═════ Raw data

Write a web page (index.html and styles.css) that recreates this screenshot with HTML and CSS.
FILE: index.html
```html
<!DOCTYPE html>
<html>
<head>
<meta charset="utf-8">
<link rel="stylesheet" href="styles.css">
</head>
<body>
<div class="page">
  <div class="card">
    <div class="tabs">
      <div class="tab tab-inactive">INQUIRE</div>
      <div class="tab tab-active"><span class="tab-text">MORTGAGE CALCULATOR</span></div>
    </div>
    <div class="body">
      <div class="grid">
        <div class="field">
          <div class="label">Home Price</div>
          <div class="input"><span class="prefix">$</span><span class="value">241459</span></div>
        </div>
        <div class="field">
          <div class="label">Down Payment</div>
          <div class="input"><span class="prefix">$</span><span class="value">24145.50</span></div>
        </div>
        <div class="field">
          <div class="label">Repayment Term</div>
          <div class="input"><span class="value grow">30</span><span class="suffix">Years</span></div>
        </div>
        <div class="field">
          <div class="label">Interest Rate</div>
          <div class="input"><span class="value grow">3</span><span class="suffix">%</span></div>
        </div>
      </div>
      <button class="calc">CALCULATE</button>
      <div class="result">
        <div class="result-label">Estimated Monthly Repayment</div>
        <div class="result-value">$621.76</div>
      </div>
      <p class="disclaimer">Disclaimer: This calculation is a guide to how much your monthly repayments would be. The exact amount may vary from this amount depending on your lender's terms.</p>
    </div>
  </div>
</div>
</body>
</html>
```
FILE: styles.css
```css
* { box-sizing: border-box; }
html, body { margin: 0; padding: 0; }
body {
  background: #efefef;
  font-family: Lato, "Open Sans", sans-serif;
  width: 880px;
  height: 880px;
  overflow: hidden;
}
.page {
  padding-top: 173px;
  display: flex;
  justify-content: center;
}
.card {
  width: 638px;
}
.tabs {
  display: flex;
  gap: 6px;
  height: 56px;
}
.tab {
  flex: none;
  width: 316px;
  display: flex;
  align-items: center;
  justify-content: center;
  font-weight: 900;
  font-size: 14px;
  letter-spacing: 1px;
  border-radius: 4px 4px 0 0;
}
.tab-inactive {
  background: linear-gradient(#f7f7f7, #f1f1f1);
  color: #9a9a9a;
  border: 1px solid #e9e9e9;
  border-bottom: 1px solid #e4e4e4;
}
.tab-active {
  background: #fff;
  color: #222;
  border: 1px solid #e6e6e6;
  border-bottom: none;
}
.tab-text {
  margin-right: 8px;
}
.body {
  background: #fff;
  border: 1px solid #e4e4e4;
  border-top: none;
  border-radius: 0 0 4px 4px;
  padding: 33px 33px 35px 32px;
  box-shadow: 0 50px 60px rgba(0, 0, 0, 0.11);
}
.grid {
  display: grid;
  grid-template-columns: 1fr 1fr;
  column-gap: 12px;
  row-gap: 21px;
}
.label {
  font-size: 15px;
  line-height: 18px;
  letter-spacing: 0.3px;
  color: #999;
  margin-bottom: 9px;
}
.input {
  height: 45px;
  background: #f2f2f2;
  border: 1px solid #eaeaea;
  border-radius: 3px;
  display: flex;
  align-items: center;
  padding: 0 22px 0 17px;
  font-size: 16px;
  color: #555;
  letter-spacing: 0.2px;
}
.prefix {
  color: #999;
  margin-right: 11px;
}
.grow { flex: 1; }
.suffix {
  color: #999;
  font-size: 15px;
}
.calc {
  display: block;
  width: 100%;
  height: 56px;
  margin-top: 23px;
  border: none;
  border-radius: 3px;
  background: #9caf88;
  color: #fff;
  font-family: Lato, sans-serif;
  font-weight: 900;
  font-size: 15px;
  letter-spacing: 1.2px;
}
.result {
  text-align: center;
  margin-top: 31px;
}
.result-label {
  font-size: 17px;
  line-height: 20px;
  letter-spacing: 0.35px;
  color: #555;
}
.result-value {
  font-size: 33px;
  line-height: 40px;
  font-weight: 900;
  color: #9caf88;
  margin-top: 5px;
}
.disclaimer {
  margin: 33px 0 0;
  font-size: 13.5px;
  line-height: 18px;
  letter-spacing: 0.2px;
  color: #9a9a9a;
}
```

══════════

§ **What you are asked to do**
Return each line of the data exactly as written above.

§ **Result below**
Write a web page (index.html and styles.css) that recreates this screenshot with HTML and CSS.
FILE: index.html
```html
<!DOCTYPE html>
<html>
<head>
<meta charset="utf-8">
<link rel="stylesheet" href="styles.css">
</head>
<body>
<div class="page">
  <div class="card">
    <div class="tabs">
      <div class="tab tab-inactive">INQUIRE</div>
      <div class="tab tab-active"><span class="tab-text">MORTGAGE CALCULATOR</span></div>
    </div>
    <div class="body">
      <div class="grid">
        <div class="field">
          <div class="label">Home Price</div>
          <div class="input"><span class="prefix">$</span><span class="value">241459</span></div>
        </div>
        <div class="field">
          <div class="label">Down Payment</div>
          <div class="input"><span class="prefix">$</span><span class="value">24145.50</span></div>
        </div>
        <div class="field">
          <div class="label">Repayment Term</div>
          <div class="input"><span class="value grow">30</span><span class="suffix">Years</span></div>
        </div>
        <div class="field">
          <div class="label">Interest Rate</div>
          <div class="input"><span class="value grow">3</span><span class="suffix">%</span></div>
        </div>
      </div>
      <button class="calc">CALCULATE</button>
      <div class="result">
        <div class="result-label">Estimated Monthly Repayment</div>
        <div class="result-value">$621.76</div>
      </div>
      <p class="disclaimer">Disclaimer: This calculation is a guide to how much your monthly repayments would be. The exact amount may vary from this amount depending on your lender's terms.</p>
    </div>
  </div>
</div>
</body>
</html>
```
FILE: styles.css
```css
* { box-sizing: border-box; }
html, body { margin: 0; padding: 0; }
body {
  background: #efefef;
  font-family: Lato, "Open Sans", sans-serif;
  width: 880px;
  height: 880px;
  overflow: hidden;
}
.page {
  padding-top: 173px;
  display: flex;
  justify-content: center;
}
.card {
  width: 638px;
}
.tabs {
  display: flex;
  gap: 6px;
  height: 56px;
}
.tab {
  flex: none;
  width: 316px;
  display: flex;
  align-items: center;
  justify-content: center;
  font-weight: 900;
  font-size: 14px;
  letter-spacing: 1px;
  border-radius: 4px 4px 0 0;
}
.tab-inactive {
  background: linear-gradient(#f7f7f7, #f1f1f1);
  color: #9a9a9a;
  border: 1px solid #e9e9e9;
  border-bottom: 1px solid #e4e4e4;
}
.tab-active {
  background: #fff;
  color: #222;
  border: 1px solid #e6e6e6;
  border-bottom: none;
}
.tab-text {
  margin-right: 8px;
}
.body {
  background: #fff;
  border: 1px solid #e4e4e4;
  border-top: none;
  border-radius: 0 0 4px 4px;
  padding: 33px 33px 35px 32px;
  box-shadow: 0 50px 60px rgba(0, 0, 0, 0.11);
}
.grid {
  display: grid;
  grid-template-columns: 1fr 1fr;
  column-gap: 12px;
  row-gap: 21px;
}
.label {
  font-size: 15px;
  line-height: 18px;
  letter-spacing: 0.3px;
  color: #999;
  margin-bottom: 9px;
}
.input {
  height: 45px;
  background: #f2f2f2;
  border: 1px solid #eaeaea;
  border-radius: 3px;
  display: flex;
  align-items: center;
  padding: 0 22px 0 17px;
  font-size: 16px;
  color: #555;
  letter-spacing: 0.2px;
}
.prefix {
  color: #999;
  margin-right: 11px;
}
.grow { flex: 1; }
.suffix {
  color: #999;
  font-size: 15px;
}
.calc {
  display: block;
  width: 100%;
  height: 56px;
  margin-top: 23px;
  border: none;
  border-radius: 3px;
  background: #9caf88;
  color: #fff;
  font-family: Lato, sans-serif;
  font-weight: 900;
  font-size: 15px;
  letter-spacing: 1.2px;
}
.result {
  text-align: center;
  margin-top: 31px;
}
.result-label {
  font-size: 17px;
  line-height: 20px;
  letter-spacing: 0.35px;
  color: #555;
}
.result-value {
  font-size: 33px;
  line-height: 40px;
  font-weight: 900;
  color: #9caf88;
  margin-top: 5px;
}
.disclaimer {
  margin: 33px 0 0;
  font-size: 13.5px;
  line-height: 18px;
  letter-spacing: 0.2px;
  color: #9a9a9a;
}
```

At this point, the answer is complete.